→ **What to produce**: Extract the text of every entry below exactly; leave images out.

── Data for processing ──

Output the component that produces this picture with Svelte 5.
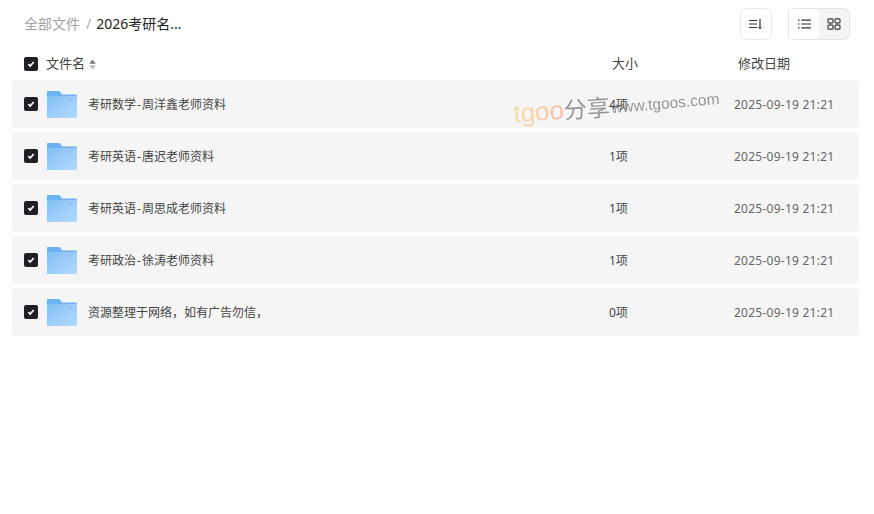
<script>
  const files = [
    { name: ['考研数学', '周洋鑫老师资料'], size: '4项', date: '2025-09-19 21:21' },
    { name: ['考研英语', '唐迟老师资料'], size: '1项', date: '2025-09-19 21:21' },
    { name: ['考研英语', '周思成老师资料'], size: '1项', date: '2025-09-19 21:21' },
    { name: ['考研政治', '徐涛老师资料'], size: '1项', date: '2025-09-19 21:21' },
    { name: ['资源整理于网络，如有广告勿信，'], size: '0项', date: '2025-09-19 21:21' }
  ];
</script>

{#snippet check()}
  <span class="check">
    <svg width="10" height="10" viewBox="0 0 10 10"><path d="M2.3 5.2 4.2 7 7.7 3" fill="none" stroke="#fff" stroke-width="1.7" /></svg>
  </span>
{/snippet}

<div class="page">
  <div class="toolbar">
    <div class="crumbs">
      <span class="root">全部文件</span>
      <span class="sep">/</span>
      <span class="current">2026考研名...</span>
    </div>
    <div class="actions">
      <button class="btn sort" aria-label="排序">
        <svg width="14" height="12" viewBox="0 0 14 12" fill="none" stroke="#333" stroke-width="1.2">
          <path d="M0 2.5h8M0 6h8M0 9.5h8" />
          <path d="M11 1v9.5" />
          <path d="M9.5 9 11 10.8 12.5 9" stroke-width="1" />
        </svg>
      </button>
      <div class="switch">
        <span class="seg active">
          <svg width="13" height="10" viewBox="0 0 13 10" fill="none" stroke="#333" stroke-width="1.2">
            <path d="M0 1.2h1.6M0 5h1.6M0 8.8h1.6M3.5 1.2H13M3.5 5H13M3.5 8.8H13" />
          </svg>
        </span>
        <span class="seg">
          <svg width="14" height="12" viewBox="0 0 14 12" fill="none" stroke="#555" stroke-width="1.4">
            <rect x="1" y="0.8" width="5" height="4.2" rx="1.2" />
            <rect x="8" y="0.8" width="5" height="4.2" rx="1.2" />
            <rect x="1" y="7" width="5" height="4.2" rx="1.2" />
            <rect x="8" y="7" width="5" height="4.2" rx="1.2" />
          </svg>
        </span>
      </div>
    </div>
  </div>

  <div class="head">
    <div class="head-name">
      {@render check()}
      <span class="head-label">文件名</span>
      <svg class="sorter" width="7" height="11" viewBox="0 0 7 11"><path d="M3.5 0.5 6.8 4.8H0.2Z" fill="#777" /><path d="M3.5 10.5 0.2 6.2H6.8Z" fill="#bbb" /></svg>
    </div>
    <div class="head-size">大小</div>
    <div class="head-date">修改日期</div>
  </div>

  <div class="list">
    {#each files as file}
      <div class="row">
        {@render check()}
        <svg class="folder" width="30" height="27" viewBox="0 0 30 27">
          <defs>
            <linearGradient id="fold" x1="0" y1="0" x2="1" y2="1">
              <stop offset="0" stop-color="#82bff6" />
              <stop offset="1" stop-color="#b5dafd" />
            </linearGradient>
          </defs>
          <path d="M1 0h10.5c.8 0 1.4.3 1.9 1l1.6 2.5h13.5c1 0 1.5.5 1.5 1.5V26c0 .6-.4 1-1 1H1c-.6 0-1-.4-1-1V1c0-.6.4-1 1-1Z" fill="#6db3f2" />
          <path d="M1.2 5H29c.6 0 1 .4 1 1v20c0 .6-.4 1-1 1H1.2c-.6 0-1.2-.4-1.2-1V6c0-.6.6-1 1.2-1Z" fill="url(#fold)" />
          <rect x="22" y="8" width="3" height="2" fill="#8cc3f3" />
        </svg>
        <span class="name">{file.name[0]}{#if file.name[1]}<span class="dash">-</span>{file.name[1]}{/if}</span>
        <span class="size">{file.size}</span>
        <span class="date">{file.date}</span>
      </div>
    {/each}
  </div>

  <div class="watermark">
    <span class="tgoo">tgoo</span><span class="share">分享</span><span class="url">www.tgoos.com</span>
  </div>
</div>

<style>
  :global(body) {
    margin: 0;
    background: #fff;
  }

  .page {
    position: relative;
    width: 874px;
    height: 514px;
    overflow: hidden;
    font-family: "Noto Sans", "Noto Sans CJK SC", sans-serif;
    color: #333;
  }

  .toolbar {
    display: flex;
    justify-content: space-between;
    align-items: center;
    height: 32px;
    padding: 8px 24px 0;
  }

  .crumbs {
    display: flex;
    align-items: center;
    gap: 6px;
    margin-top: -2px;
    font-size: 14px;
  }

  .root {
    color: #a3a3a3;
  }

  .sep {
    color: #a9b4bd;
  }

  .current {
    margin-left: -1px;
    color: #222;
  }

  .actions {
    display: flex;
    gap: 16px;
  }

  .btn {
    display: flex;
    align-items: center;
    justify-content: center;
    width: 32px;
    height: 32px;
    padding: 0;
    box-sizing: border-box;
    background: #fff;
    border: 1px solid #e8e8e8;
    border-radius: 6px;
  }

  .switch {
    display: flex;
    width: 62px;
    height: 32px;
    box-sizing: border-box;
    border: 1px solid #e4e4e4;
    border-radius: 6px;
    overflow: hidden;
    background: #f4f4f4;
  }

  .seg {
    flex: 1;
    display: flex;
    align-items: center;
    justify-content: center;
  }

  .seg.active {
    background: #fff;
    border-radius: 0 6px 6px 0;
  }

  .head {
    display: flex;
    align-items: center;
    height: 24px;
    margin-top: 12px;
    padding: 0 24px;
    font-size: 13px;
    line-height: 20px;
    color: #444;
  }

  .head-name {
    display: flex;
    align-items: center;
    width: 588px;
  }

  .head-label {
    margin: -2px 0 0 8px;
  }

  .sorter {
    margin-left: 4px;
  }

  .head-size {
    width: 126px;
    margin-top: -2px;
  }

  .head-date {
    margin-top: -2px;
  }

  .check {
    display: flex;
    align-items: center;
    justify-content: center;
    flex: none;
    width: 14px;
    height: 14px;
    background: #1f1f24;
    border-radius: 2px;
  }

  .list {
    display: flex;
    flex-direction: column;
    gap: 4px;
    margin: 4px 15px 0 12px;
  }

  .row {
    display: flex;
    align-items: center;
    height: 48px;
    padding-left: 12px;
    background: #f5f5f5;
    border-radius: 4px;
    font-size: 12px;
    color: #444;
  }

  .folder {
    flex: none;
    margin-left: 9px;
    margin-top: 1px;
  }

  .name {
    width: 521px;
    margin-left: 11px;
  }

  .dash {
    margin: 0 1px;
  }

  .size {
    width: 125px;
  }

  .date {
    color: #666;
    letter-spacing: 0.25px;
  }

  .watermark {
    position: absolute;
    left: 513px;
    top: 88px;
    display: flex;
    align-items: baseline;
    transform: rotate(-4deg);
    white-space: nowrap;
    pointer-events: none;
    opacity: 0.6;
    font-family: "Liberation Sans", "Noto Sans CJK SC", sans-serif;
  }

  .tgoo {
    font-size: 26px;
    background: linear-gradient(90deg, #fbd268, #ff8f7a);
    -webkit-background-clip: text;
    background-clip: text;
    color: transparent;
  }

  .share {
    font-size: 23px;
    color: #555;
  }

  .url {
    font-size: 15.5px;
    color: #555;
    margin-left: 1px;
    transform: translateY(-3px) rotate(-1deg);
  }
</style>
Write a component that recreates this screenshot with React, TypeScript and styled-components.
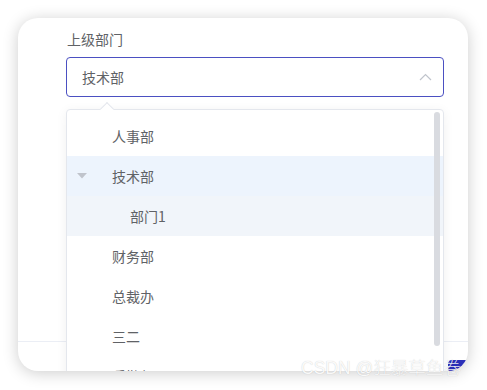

───

→ **Solution to the exercise**:
Output the component that produces this picture with Svelte 5.
<script>
  const files = [
    { name: ['考研数学', '周洋鑫老师资料'], size: '4项', date: '2025-09-19 21:21' },
    { name: ['考研英语', '唐迟老师资料'], size: '1项', date: '2025-09-19 21:21' },
    { name: ['考研英语', '周思成老师资料'], size: '1项', date: '2025-09-19 21:21' },
    { name: ['考研政治', '徐涛老师资料'], size: '1项', date: '2025-09-19 21:21' },
    { name: ['资源整理于网络，如有广告勿信，'], size: '0项', date: '2025-09-19 21:21' }
  ];
</script>

{#snippet check()}
  <span class="check">
    <svg width="10" height="10" viewBox="0 0 10 10"><path d="M2.3 5.2 4.2 7 7.7 3" fill="none" stroke="#fff" stroke-width="1.7" /></svg>
  </span>
{/snippet}

<div class="page">
  <div class="toolbar">
    <div class="crumbs">
      <span class="root">全部文件</span>
      <span class="sep">/</span>
      <span class="current">2026考研名...</span>
    </div>
    <div class="actions">
      <button class="btn sort" aria-label="排序">
        <svg width="14" height="12" viewBox="0 0 14 12" fill="none" stroke="#333" stroke-width="1.2">
          <path d="M0 2.5h8M0 6h8M0 9.5h8" />
          <path d="M11 1v9.5" />
          <path d="M9.5 9 11 10.8 12.5 9" stroke-width="1" />
        </svg>
      </button>
      <div class="switch">
        <span class="seg active">
          <svg width="13" height="10" viewBox="0 0 13 10" fill="none" stroke="#333" stroke-width="1.2">
            <path d="M0 1.2h1.6M0 5h1.6M0 8.8h1.6M3.5 1.2H13M3.5 5H13M3.5 8.8H13" />
          </svg>
        </span>
        <span class="seg">
          <svg width="14" height="12" viewBox="0 0 14 12" fill="none" stroke="#555" stroke-width="1.4">
            <rect x="1" y="0.8" width="5" height="4.2" rx="1.2" />
            <rect x="8" y="0.8" width="5" height="4.2" rx="1.2" />
            <rect x="1" y="7" width="5" height="4.2" rx="1.2" />
            <rect x="8" y="7" width="5" height="4.2" rx="1.2" />
          </svg>
        </span>
      </div>
    </div>
  </div>

  <div class="head">
    <div class="head-name">
      {@render check()}
      <span class="head-label">文件名</span>
      <svg class="sorter" width="7" height="11" viewBox="0 0 7 11"><path d="M3.5 0.5 6.8 4.8H0.2Z" fill="#777" /><path d="M3.5 10.5 0.2 6.2H6.8Z" fill="#bbb" /></svg>
    </div>
    <div class="head-size">大小</div>
    <div class="head-date">修改日期</div>
  </div>

  <div class="list">
    {#each files as file}
      <div class="row">
        {@render check()}
        <svg class="folder" width="30" height="27" viewBox="0 0 30 27">
          <defs>
            <linearGradient id="fold" x1="0" y1="0" x2="1" y2="1">
              <stop offset="0" stop-color="#82bff6" />
              <stop offset="1" stop-color="#b5dafd" />
            </linearGradient>
          </defs>
          <path d="M1 0h10.5c.8 0 1.4.3 1.9 1l1.6 2.5h13.5c1 0 1.5.5 1.5 1.5V26c0 .6-.4 1-1 1H1c-.6 0-1-.4-1-1V1c0-.6.4-1 1-1Z" fill="#6db3f2" />
          <path d="M1.2 5H29c.6 0 1 .4 1 1v20c0 .6-.4 1-1 1H1.2c-.6 0-1.2-.4-1.2-1V6c0-.6.6-1 1.2-1Z" fill="url(#fold)" />
          <rect x="22" y="8" width="3" height="2" fill="#8cc3f3" />
        </svg>
        <span class="name">{file.name[0]}{#if file.name[1]}<span class="dash">-</span>{file.name[1]}{/if}</span>
        <span class="size">{file.size}</span>
        <span class="date">{file.date}</span>
      </div>
    {/each}
  </div>

  <div class="watermark">
    <span class="tgoo">tgoo</span><span class="share">分享</span><span class="url">www.tgoos.com</span>
  </div>
</div>

<style>
  :global(body) {
    margin: 0;
    background: #fff;
  }

  .page {
    position: relative;
    width: 874px;
    height: 514px;
    overflow: hidden;
    font-family: "Noto Sans", "Noto Sans CJK SC", sans-serif;
    color: #333;
  }

  .toolbar {
    display: flex;
    justify-content: space-between;
    align-items: center;
    height: 32px;
    padding: 8px 24px 0;
  }

  .crumbs {
    display: flex;
    align-items: center;
    gap: 6px;
    margin-top: -2px;
    font-size: 14px;
  }

  .root {
    color: #a3a3a3;
  }

  .sep {
    color: #a9b4bd;
  }

  .current {
    margin-left: -1px;
    color: #222;
  }

  .actions {
    display: flex;
    gap: 16px;
  }

  .btn {
    display: flex;
    align-items: center;
    justify-content: center;
    width: 32px;
    height: 32px;
    padding: 0;
    box-sizing: border-box;
    background: #fff;
    border: 1px solid #e8e8e8;
    border-radius: 6px;
  }

  .switch {
    display: flex;
    width: 62px;
    height: 32px;
    box-sizing: border-box;
    border: 1px solid #e4e4e4;
    border-radius: 6px;
    overflow: hidden;
    background: #f4f4f4;
  }

  .seg {
    flex: 1;
    display: flex;
    align-items: center;
    justify-content: center;
  }

  .seg.active {
    background: #fff;
    border-radius: 0 6px 6px 0;
  }

  .head {
    display: flex;
    align-items: center;
    height: 24px;
    margin-top: 12px;
    padding: 0 24px;
    font-size: 13px;
    line-height: 20px;
    color: #444;
  }

  .head-name {
    display: flex;
    align-items: center;
    width: 588px;
  }

  .head-label {
    margin: -2px 0 0 8px;
  }

  .sorter {
    margin-left: 4px;
  }

  .head-size {
    width: 126px;
    margin-top: -2px;
  }

  .head-date {
    margin-top: -2px;
  }

  .check {
    display: flex;
    align-items: center;
    justify-content: center;
    flex: none;
    width: 14px;
    height: 14px;
    background: #1f1f24;
    border-radius: 2px;
  }

  .list {
    display: flex;
    flex-direction: column;
    gap: 4px;
    margin: 4px 15px 0 12px;
  }

  .row {
    display: flex;
    align-items: center;
    height: 48px;
    padding-left: 12px;
    background: #f5f5f5;
    border-radius: 4px;
    font-size: 12px;
    color: #444;
  }

  .folder {
    flex: none;
    margin-left: 9px;
    margin-top: 1px;
  }

  .name {
    width: 521px;
    margin-left: 11px;
  }

  .dash {
    margin: 0 1px;
  }

  .size {
    width: 125px;
  }

  .date {
    color: #666;
    letter-spacing: 0.25px;
  }

  .watermark {
    position: absolute;
    left: 513px;
    top: 88px;
    display: flex;
    align-items: baseline;
    transform: rotate(-4deg);
    white-space: nowrap;
    pointer-events: none;
    opacity: 0.6;
    font-family: "Liberation Sans", "Noto Sans CJK SC", sans-serif;
  }

  .tgoo {
    font-size: 26px;
    background: linear-gradient(90deg, #fbd268, #ff8f7a);
    -webkit-background-clip: text;
    background-clip: text;
    color: transparent;
  }

  .share {
    font-size: 23px;
    color: #555;
  }

  .url {
    font-size: 15.5px;
    color: #555;
    margin-left: 1px;
    transform: translateY(-3px) rotate(-1deg);
  }
</style>
Write a component that recreates this screenshot with React, TypeScript and styled-components.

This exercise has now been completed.